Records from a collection
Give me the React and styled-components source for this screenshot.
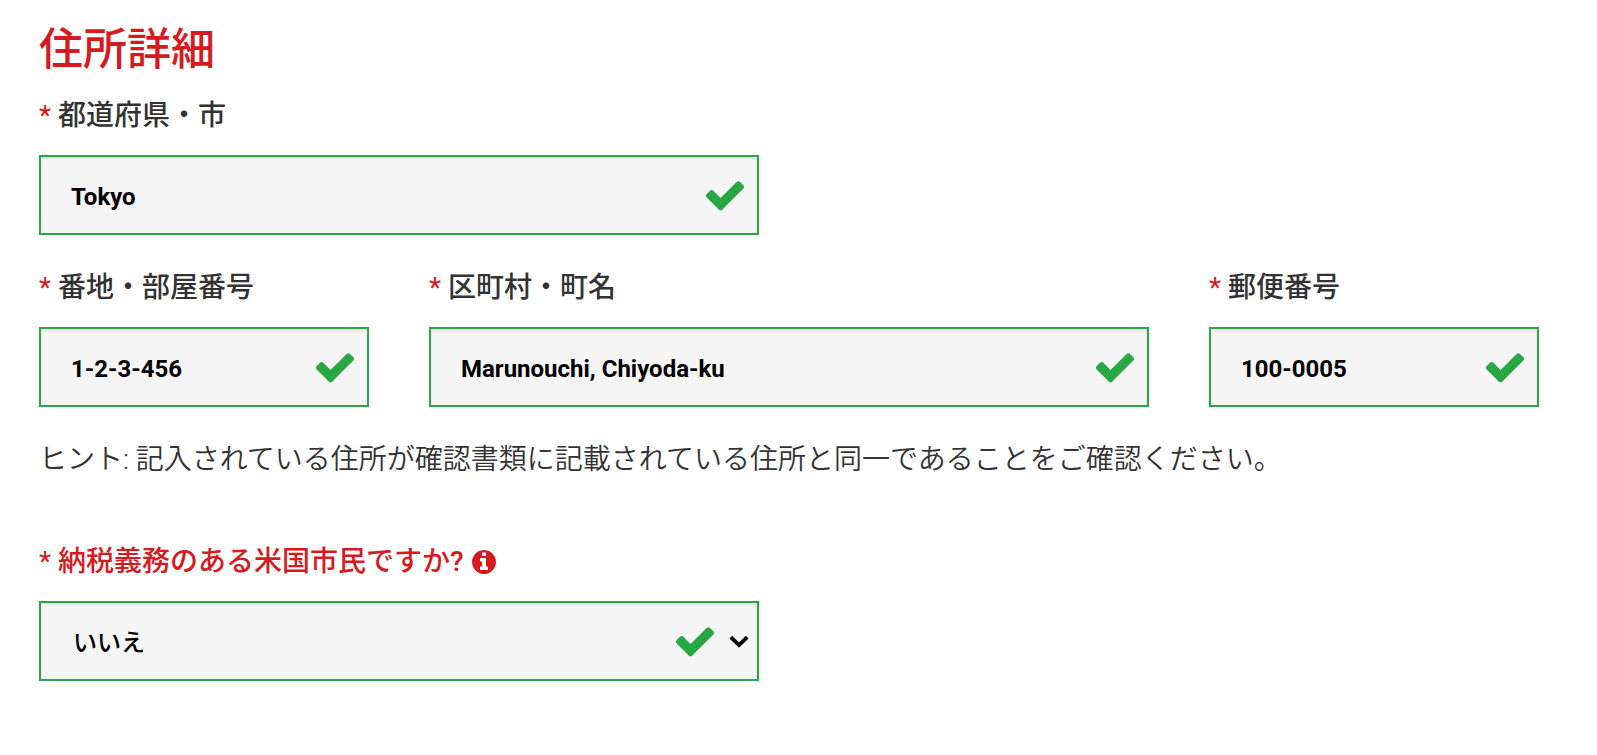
import { useState } from 'react';
import styled, { createGlobalStyle } from 'styled-components';

const GlobalStyle = createGlobalStyle`
  *,
  *::before,
  *::after {
    box-sizing: border-box;
  }
  body {
    margin: 0;
    background: #fff;
    color: #333;
    font-family: Roboto, 'Noto Sans CJK JP', sans-serif;
    font-size: 28px;
    line-height: 42px;
  }
`;

const FormStyles = styled.form`
  padding: 20px 58px 60px 39px;

  h1 {
    margin: 0 0 15px;
    color: #d71920;
    font-size: 44px;
    font-weight: 500;
    line-height: 60px;
  }
`;

const FieldGrid = styled.div`
  display: grid;
  grid-template-columns: repeat(4, minmax(0, 1fr));
  gap: 32px 60px;

  @media (max-width: 768px) {
    grid-template-columns: minmax(0, 1fr);
  }
`;

const FieldCell = styled.div`
  grid-column: ${({ $span }) => ($span ? `1 / span ${$span}` : 'auto')};

  @media (max-width: 768px) {
    grid-column: auto;
  }
`;

const WideCell = styled(FieldCell)`
  grid-column: span 2;

  @media (max-width: 768px) {
    grid-column: auto;
  }
`;

const LabelRow = styled.div`
  display: flex;
  align-items: center;
  gap: 6px;
  margin-bottom: 18px;
  color: ${({ $alert }) => ($alert ? '#d71920' : '#333')};

  label {
    font-weight: 500;
  }
`;

const Required = styled.span`
  color: #d71920;
  font-weight: 400;
`;

const InfoButton = styled.button`
  display: flex;
  padding: 0;
  border: 0;
  background: none;
  color: inherit;
  cursor: pointer;
`;

const ControlBox = styled.div`
  position: relative;

  input,
  select {
    display: block;
    width: 100%;
    height: 80px;
    margin: 0;
    padding: 3px 68px 0 30px;
    border: 2px solid #28a745;
    border-radius: 0;
    background: #f5f5f5;
    box-shadow: inset 0 2px 2px rgba(0, 0, 0, 0.08);
    color: #000;
    font-family: inherit;
    font-size: 24px;
    font-weight: 700;
    outline: 0;
    appearance: none;
  }
  select {
    padding: 3px 98px 0 32px;
    font-weight: 500;
  }
`;

const Marks = styled.span`
  position: absolute;
  top: 0;
  right: ${({ $select }) => ($select ? '10px' : '12px')};
  bottom: 0;
  display: flex;
  align-items: center;
  gap: 12px;
  color: #28a745;
  pointer-events: none;
`;

const Hint = styled.p`
  margin: 32px 0 60px;
  font-weight: 350;
`;

const CheckIcon = () => (
  <svg width='44' height='44' viewBox='0 0 1792 1792' fill='currentColor' aria-hidden='true'>
    <path d='M1671 566q0 40-28 68l-724 724-136 136q-28 28-68 28t-68-28l-136-136-362-362q-28-28-28-68t28-68l136-136q28-28 68-28t68 28l294 295 656-657q28-28 68-28t68 28l136 136q28 28 28 68z' />
  </svg>
);

const InfoIcon = () => (
  <svg width='28' height='28' viewBox='0 0 1792 1792' fill='currentColor' aria-hidden='true'>
    <path d='M1152 1376v-160q0-14-9-23t-23-9h-96v-512q0-14-9-23t-23-9h-320q-14 0-23 9t-9 23v160q0 14 9 23t23 9h96v320h-96q-14 0-23 9t-9 23v160q0 14 9 23t23 9h448q14 0 23-9t9-23zm-128-896v-160q0-14-9-23t-23-9h-192q-14 0-23 9t-9 23v160q0 14 9 23t23 9h192q14 0 23-9t9-23zm640 416q0 209-103 385.5t-279.5 279.5-385.5 103-385.5-103-279.5-279.5-103-385.5 103-385.5 279.5-279.5 385.5-103 385.5 103 279.5 279.5 103 385.5z' />
  </svg>
);

const ChevronIcon = () => (
  <svg width='20' height='14' viewBox='0 0 20 14' fill='none' aria-hidden='true'>
    <path d='M1.8 3.2L10 11.2l8.2-8' stroke='#000' strokeWidth='3.8' />
  </svg>
);

const FieldLabel = ({ id, text, alert, children }) => (
  <LabelRow $alert={alert}>
    <label htmlFor={id}>
      <Required>*</Required> {text}
    </label>
    {children}
  </LabelRow>
);

const TextField = ({ id, label, initial }) => {
  const [value, setValue] = useState(initial);

  return (
    <>
      <FieldLabel id={id} text={label} />
      <ControlBox>
        <input
          id={id}
          type='text'
          required
          value={value}
          onChange={(e) => setValue(e.target.value)}
        />
        {value && (
          <Marks>
            <CheckIcon />
          </Marks>
        )}
      </ControlBox>
    </>
  );
};

const App = () => (
  <>
    <GlobalStyle />
    <FormStyles lang='ja'>
      <h1>住所詳細</h1>
      <FieldGrid>
        <FieldCell $span={2}>
          <TextField id='city' label='都道府県・市' initial='Tokyo' />
        </FieldCell>
        <FieldCell $span={1}>
          <TextField id='building' label='番地・部屋番号' initial='1-2-3-456' />
        </FieldCell>
        <WideCell>
          <TextField
            id='street'
            label='区町村・町名'
            initial='Marunouchi, Chiyoda-ku'
          />
        </WideCell>
        <FieldCell>
          <TextField id='postcode' label='郵便番号' initial='100-0005' />
        </FieldCell>
      </FieldGrid>
      <Hint>
        ヒント: 記入されている住所が確認書類に記載されている住所と同一であることをご確認ください。
      </Hint>
      <FieldGrid>
        <FieldCell $span={2}>
          <FieldLabel id='us-citizen' text='納税義務のある米国市民ですか?' alert>
            <InfoButton type='button' aria-label='詳細情報'>
              <InfoIcon />
            </InfoButton>
          </FieldLabel>
          <ControlBox>
            <select id='us-citizen' defaultValue='no'>
              <option value='no'>いいえ</option>
              <option value='yes'>はい</option>
            </select>
            <Marks $select>
              <CheckIcon />
              <ChevronIcon />
            </Marks>
          </ControlBox>
        </FieldCell>
      </FieldGrid>
    </FormStyles>
  </>
);

export default App;
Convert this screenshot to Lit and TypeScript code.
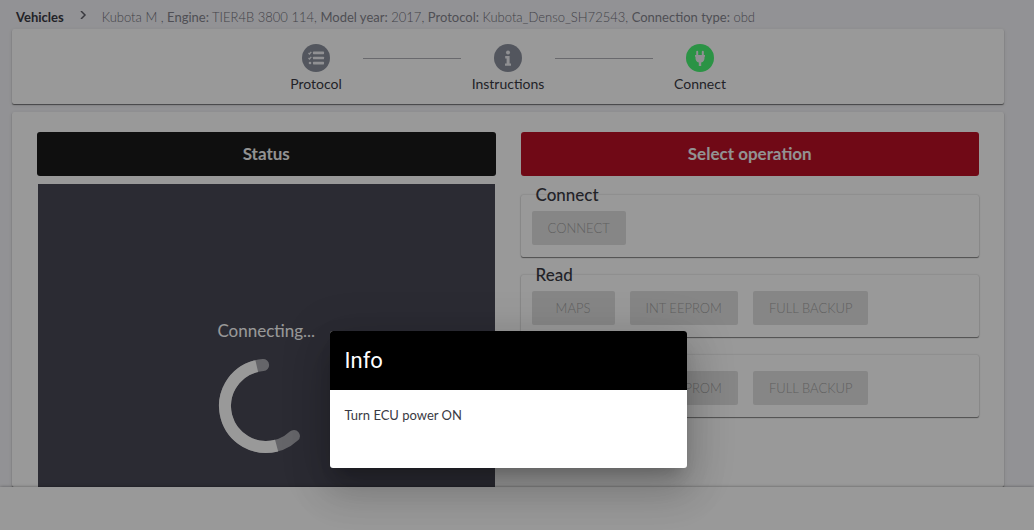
import { LitElement, html, css, svg } from "lit";
import { customElement } from "lit/decorators.js";

interface Step {
  label: string;
  icon: unknown;
  active?: boolean;
}

interface Group {
  title: string;
  actions: string[];
}

const listIcon = svg`
  <path d="M6.500 9l1 1 1.800-2.200M6.500 14l1 1 1.800-2.200" fill="none" stroke="currentColor" stroke-width="1.300"/>
  <circle cx="8" cy="19" r="1.300"/>
  <rect x="11" y="7.600" width="11" height="2.600" rx=".6"/>
  <rect x="11" y="12.700" width="11" height="2.600" rx=".6"/>
  <rect x="11" y="17.800" width="11" height="2.600" rx=".6"/>`;

const infoIcon = svg`
  <circle cx="14" cy="8.600" r="2"/>
  <path d="M11.200 12h4.400v7.400h1.400v2.400h-6v-2.400h1.600v-5h-1.400z"/>`;

const plugIcon = svg`
  <path d="M10.200 7.700a1 1 0 0 1 2 0V11h3.600V7.700a1 1 0 0 1 2 0V11h1.200v1.800h-.5v1.400a4.600 4.600 0 0 1-3.300 4.300V22h-2.400v-3.500a4.600 4.600 0 0 1-3.300-4.300v-1.400H9V11h1.200z"/>`;

@customElement("app-root")
export class AppRoot extends LitElement {
  static styles = css`
    :host {
      display: flex;
      flex-direction: column;
      position: relative;
      height: 100vh;
      overflow: hidden;
      background: #f4f4f8;
      color: #3a3a44;
      font: 13px/16px Lato, "Liberation Sans", sans-serif;
    }
    .page {
      flex: 1;
      min-height: 0;
      overflow: hidden;
      display: flex;
      flex-direction: column;
      gap: 8px;
      padding: 0 30px 0 12px;
    }
    .crumbs {
      display: flex;
      align-items: center;
      height: 21px;
      padding: 6px 0 0 4px;
      margin-bottom: -6px;
      white-space: nowrap;
    }
    .crumbs a {
      color: #3a3a44;
      font-weight: 700;
      text-decoration: none;
    }
    .chevron {
      width: 8px;
      height: 8px;
      margin: 0 15px 4px;
      fill: none;
      stroke: #60606a;
      stroke-width: 1.5;
    }
    .vehicle {
      color: #70707a;
      font-weight: 300;
    }
    .vehicle b {
      color: #84848e;
      font-weight: 400;
    }
    .card {
      background: #fff;
      border-radius: 2px;
      box-shadow: 0 1px 1px rgba(0, 0, 0, 0.5), 0 1px 4px rgba(0, 0, 0, 0.1);
    }
    .steps {
      display: flex;
      justify-content: center;
      flex: none;
      margin: 0;
      padding: 15px 0 12px;
      list-style: none;
      font-size: 14px;
    }
    .step {
      display: flex;
      align-items: flex-start;
    }
    .step + .step::before {
      content: "";
      width: 98px;
      margin-top: 14px;
      border-top: 1px solid #b0b0b6;
    }
    .step-body {
      width: 94px;
      display: flex;
      flex-direction: column;
      align-items: center;
      gap: 4px;
    }
    .step-icon {
      width: 28px;
      height: 28px;
      border-radius: 50%;
      background: #8b909d;
      color: #f0f1f5;
      fill: currentColor;
    }
    .step-icon.active {
      background: #48f573;
    }
    .work {
      flex: 1;
      min-height: 0;
      display: grid;
      grid-template-columns: 1fr 1fr;
      gap: 25px;
      padding: 20px 25px 0;
    }
    .column {
      display: flex;
      flex-direction: column;
      gap: 8px;
      min-height: 0;
    }
    .bar {
      flex: none;
      margin: 0;
      border-radius: 3px;
      background: #191919;
      color: #f4f4f4;
      font-size: 17px;
      font-weight: 700;
      line-height: 44px;
      text-align: center;
    }
    .bar.red {
      background: #bb0f25;
    }
    .status {
      flex: 1;
      display: flex;
      flex-direction: column;
      align-items: center;
      gap: 18px;
      margin: 0 1px;
      padding-top: 137px;
      background: #484855;
      color: #fff;
      font-size: 17px;
      line-height: 20px;
    }
    .spinner {
      flex: none;
      width: 96px;
      height: 96px;
      fill: none;
      stroke: #fff;
      stroke-width: 12;
    }
    .spinner .trail {
      stroke: #a9a9b0;
      stroke-linecap: round;
    }
    .groups {
      display: flex;
      flex-direction: column;
      gap: 8px;
      padding-top: 1px;
    }
    fieldset {
      display: flex;
      gap: 15px;
      min-width: 0;
      margin: 0;
      padding: 6px 11px 12px;
      border: 0;
      border-radius: 2px;
      box-shadow: 0 1px 1px rgba(0, 0, 0, 0.45), 0 0 2px rgba(0, 0, 0, 0.25);
    }
    legend {
      padding: 0 4px;
      font-size: 17px;
      line-height: 20px;
      font-weight: 500;
    }
    .action {
      height: 34px;
      min-width: 83px;
      padding: 0 16px;
      border: 0;
      border-radius: 2px;
      background: #e0e0e0;
      color: #a0a0a0;
      font: 300 13px/34px Lato, sans-serif;
      text-transform: uppercase;
    }
    .footer {
      flex: none;
      position: relative;
      height: 43px;
      background: #fff;
      box-shadow: 0 0 3px rgba(0, 0, 0, 0.4);
    }
    .overlay {
      position: absolute;
      inset: 0;
      display: flex;
      justify-content: center;
      align-items: flex-end;
      padding: 0 18px 62px 0;
      background: rgba(0, 0, 0, 0.4);
    }
    .dialog {
      width: 357px;
      overflow: hidden;
      border-radius: 3px;
      background: #fff;
      box-shadow: 0 11px 15px -7px rgba(0, 0, 0, 0.2),
        0 24px 38px 3px rgba(0, 0, 0, 0.14), 0 9px 46px 8px rgba(0, 0, 0, 0.12);
    }
    .dialog h2 {
      margin: 0;
      padding: 0 15px;
      background: #000;
      color: #fff;
      font: 400 22px/59px Roboto, sans-serif;
    }
    .dialog p {
      margin: 0;
      padding: 17px 15px 45px;
    }
  `;

  private steps: Step[] = [
    { label: "Protocol", icon: listIcon },
    { label: "Instructions", icon: infoIcon },
    { label: "Connect", icon: plugIcon, active: true },
  ];

  private groups: Group[] = [
    { title: "Connect", actions: ["Connect"] },
    { title: "Read", actions: ["Maps", "Int EEPROM", "Full backup"] },
    { title: "Write", actions: ["Maps", "Int EEPROM", "Full backup"] },
  ];

  render() {
    return html`
      <main class="page">
        <nav class="crumbs">
          <a href="#vehicles">Vehicles</a>
          <svg class="chevron" viewBox="0 0 8 8"><path d="M2 0l4 4-4 4" /></svg>
          <span class="vehicle"
            >Kubota M , <b>Engine:</b> TIER4B 3800 114, <b>Model year:</b> 2017,
            <b>Protocol:</b> Kubota_Denso_SH72543, <b>Connection type:</b> obd</span
          >
        </nav>
        <ol class="card steps">
          ${this.steps.map(
            (s) => html`<li class="step">
              <div class="step-body">
                <svg class="step-icon ${s.active ? "active" : ""}" viewBox="0 0 28 28">${s.icon}</svg>
                <span>${s.label}</span>
              </div>
            </li>`
          )}
        </ol>
        <div class="card work">
          <section class="column">
            <h2 class="bar">Status</h2>
            <div class="status" role="status">
              <span>Connecting...</span>
              <svg class="spinner" viewBox="0 0 96 96">
                <circle class="trail" cx="48" cy="47" r="41" pathLength="360"
                  stroke-dasharray="219 141" transform="rotate(47 48 47)" />
                <circle cx="48" cy="47" r="41" pathLength="360"
                  stroke-dasharray="182 178" transform="rotate(75 48 47)" />
              </svg>
            </div>
          </section>
          <section class="column">
            <h2 class="bar red">Select operation</h2>
            <div class="groups">
              ${this.groups.map(
                (g) => html`<fieldset>
                  <legend>${g.title}</legend>
                  ${g.actions.map((a) => html`<button class="action" type="button" disabled>${a}</button>`)}
                </fieldset>`
              )}
            </div>
          </section>
        </div>
      </main>
      <footer class="footer"></footer>
      <div class="overlay">
        <div class="dialog" role="dialog" aria-modal="true" aria-labelledby="dialog-title">
          <h2 id="dialog-title">Info</h2>
          <p>Turn ECU power ON</p>
        </div>
      </div>
    `;
  }
}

PROBLEM REQUIREMENTS:
Track down every line with the word "components" and copy it.

CORRECT ANSWER:
Give me the React and styled-components source for this screenshot.
import styled, { createGlobalStyle } from 'styled-components';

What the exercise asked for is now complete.